If you are a channel just starting out and have not yet established a publishing rhythm, the free workflow covered in the previous lesson handles the keyword research needs of that stage without the subscription cost.

Accuracy and Realistic Expectations

Ahrefs is one of the more accurate third-party YouTube keyword databases available, but accuracy comparisons are difficult because there is no publicly available ground truth to compare against. YouTube has never released official search volume data for its platform in a way that allows third-party validation.

The practical stance is to use Ahrefs YouTube data for direction and priority decisions, not for guaranteed traffic forecasting. A keyword that Ahrefs estimates at high volume is worth targeting; a keyword it estimates at low volume should be deprioritized relative to higher-volume alternatives. But a video that ranks for a "high volume" Ahrefs keyword will not necessarily receive the exact number of views that the estimate implies.

For a full picture of how search volume data is modeled and what its limitations mean in practice, see the YouTube search volume tools accuracy lesson later in this module.
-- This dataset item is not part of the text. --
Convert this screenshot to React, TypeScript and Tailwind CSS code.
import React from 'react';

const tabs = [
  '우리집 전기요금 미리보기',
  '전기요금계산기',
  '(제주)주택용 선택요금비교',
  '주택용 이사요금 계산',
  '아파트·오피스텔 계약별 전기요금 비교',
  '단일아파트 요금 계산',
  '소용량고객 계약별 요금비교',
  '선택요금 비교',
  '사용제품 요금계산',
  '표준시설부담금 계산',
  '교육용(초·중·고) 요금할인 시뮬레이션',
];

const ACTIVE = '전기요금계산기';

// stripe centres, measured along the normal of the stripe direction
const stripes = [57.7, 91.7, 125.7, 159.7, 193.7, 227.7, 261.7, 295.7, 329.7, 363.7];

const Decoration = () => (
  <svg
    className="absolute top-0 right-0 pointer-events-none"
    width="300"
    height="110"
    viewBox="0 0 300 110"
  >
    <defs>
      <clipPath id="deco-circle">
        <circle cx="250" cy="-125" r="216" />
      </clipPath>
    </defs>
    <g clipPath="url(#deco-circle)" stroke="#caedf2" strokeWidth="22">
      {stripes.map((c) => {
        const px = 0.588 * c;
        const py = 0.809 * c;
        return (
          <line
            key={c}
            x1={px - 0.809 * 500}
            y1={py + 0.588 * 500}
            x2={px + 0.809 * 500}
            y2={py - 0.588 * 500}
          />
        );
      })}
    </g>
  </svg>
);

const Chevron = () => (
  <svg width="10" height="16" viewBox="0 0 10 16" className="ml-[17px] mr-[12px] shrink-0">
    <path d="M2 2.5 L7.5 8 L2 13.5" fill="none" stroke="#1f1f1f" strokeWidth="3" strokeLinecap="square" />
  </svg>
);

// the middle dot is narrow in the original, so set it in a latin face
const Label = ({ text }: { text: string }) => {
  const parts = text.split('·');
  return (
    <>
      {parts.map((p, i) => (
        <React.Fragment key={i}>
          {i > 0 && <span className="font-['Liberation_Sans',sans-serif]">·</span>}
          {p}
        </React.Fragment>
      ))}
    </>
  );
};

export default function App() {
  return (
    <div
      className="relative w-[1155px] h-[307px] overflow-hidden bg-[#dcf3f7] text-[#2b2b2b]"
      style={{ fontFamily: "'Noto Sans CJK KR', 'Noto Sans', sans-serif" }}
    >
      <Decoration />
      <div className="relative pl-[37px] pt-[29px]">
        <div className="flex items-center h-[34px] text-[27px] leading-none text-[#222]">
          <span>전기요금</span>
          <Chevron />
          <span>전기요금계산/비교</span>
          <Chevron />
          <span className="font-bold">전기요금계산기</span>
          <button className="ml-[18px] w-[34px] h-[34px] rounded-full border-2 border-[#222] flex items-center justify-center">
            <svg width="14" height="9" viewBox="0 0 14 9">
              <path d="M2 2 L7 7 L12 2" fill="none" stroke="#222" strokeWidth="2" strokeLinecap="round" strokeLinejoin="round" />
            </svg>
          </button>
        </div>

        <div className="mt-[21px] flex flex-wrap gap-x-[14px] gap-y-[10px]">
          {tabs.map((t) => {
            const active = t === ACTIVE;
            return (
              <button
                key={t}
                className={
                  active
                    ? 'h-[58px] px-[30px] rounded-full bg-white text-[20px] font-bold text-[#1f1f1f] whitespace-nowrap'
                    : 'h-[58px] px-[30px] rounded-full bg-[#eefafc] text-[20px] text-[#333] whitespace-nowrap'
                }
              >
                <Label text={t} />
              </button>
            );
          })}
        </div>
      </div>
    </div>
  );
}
For how to use keyword data in the actual optimization process, see the keyword research basics lesson in Module 3.

Key Takeaways

  • Ahrefs Keywords Explorer includes a YouTube database covering hundreds of millions of queries, accessible by switching the platform selector to YouTube.
  • Key metrics include search volume, clicks, click rate, traffic potential, and keyword difficulty — all modeled estimates, not direct YouTube data.
  • The Related Terms report shows what keywords the top-ranking videos for your seed term also rank for — revealing the full semantic territory to cover in your video.
  • Competitive channel analysis via Ahrefs shows which keywords entire competitor channels rank for, enabling systematic content gap identification.